The economic factor has in modern society an importance for marriage which is felt to be more and more degrading as marriage becomes established on the basis of love.

Marriages inwardly dissolved are now often held together because both the parties would be in a worse financial position after divorce. The husband can not or will not make his wife a sufficient allowance; he is, perhaps, unable to realise her fortune, which he has invested in his business, or perhaps he has spent it; the wife at marriage has abandoned an occupation which she cannot now take up again in order to support herself—and so on to infinity.

But even happy marriages suffer through the wife’s subordinate position, economically as well as judicially.

It is, therefore, of great importance both in happy and unhappy marriages that the wife should retain control over her property and her earnings; that she should be self-supporting in so far as she can combine this with her duties as a mother, and that she should be maintained by the community during the first year of each child’s life. Similar proposals have been made from the socialist side, but also in other quarters.

A woman ought to be able to claim this subsidy if she can prove:

That she is of full legal age;

That she has performed her equivalent of military service by undergoing a one year’s training in the care of children and in hygiene, and—if possible—in nursing the sick;

That she will, herself, care for the children or provide other efficient care;

That she is without sufficient personal means or earnings to provide for her own and half of the children’s support, or that she has given up work for the sake of looking after the children.

Those who are unwilling to conform to the above conditions will not apply for the subsidy, which naturally cannot be greater than what is strictly necessary, and which will only in exceptional cases be distributed for longer than a child’s three first and most important years.

Those who renounced the subsidy would thus be as a rule the well-to-do, or those who wished to devote themselves to self-support and thus gave up, either altogether or after the first year, this help from the community. The arrangement would fulfil its purpose in those classes of society where at present the mother’s outdoor work, both in country and town, involves equally great dangers to herself and the children. The charges for this most important of defensive taxes ought, like other similar ones, to be graduated and thus to fall most heavily upon the rich, but upon the unmarried in the same degree as the married.

Inspection should be carried out by commissioners to be appointed in every commune, varying in number according to the size of the commune, but always composed of two-thirds women and one-third men. These would distribute the subsidy and supervise the care not only of young children but also of older ones. The mother who neglected her child would, after three cautions, be deprived of the subsidy and the child would be taken from her. The same would also apply to other parents who subjected their children to bodily or mental ill-treatment.

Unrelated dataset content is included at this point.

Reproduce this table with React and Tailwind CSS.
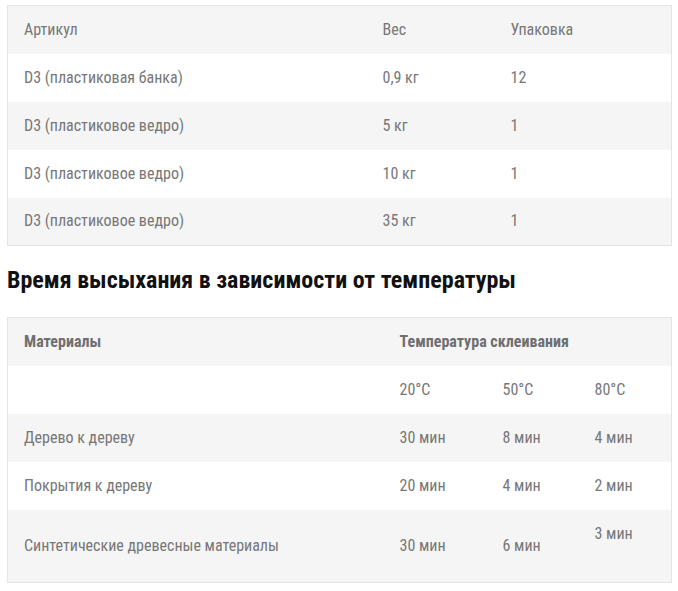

The mother’s maintenance would always amount to the same sum per annum, but for every child she would receive in addition the half of its maintenance, until the number of children was reached that the community might consider desirable from its point of view. Any children born beyond that number would be the affair of the parents. Every father would have to contribute a corresponding half of the child’s maintenance from its birth up to the age of eighteen. At present the community affords a man help as breadwinner for a family in the form of higher wages calculated to that end and a rising scale according to age, which, however, he receives whether he is married or single, childless or the father of a family. But by paying the subsidy to the mother, all need of unequal wages for the two sexes would cease, and the subsidy would really further the purpose that is of importance to the community: the rearing of the children.

The present system, on the other hand, maintains that most crude injustice, the difference between legitimate and illegitimate children; it frees unmarried fathers from their natural responsibility; it drives unmarried mothers to infanticide, to suicide, to prostitution.

All these conditions would be altered by a law which prescribed that every mother has a right, under certain conditions, to the support of the community during the years in which she is bearing the burden most important to the community; and that every child has a right to maintenance by both its parents, to the name of both and—so far as there may be property—to the inheritance of both.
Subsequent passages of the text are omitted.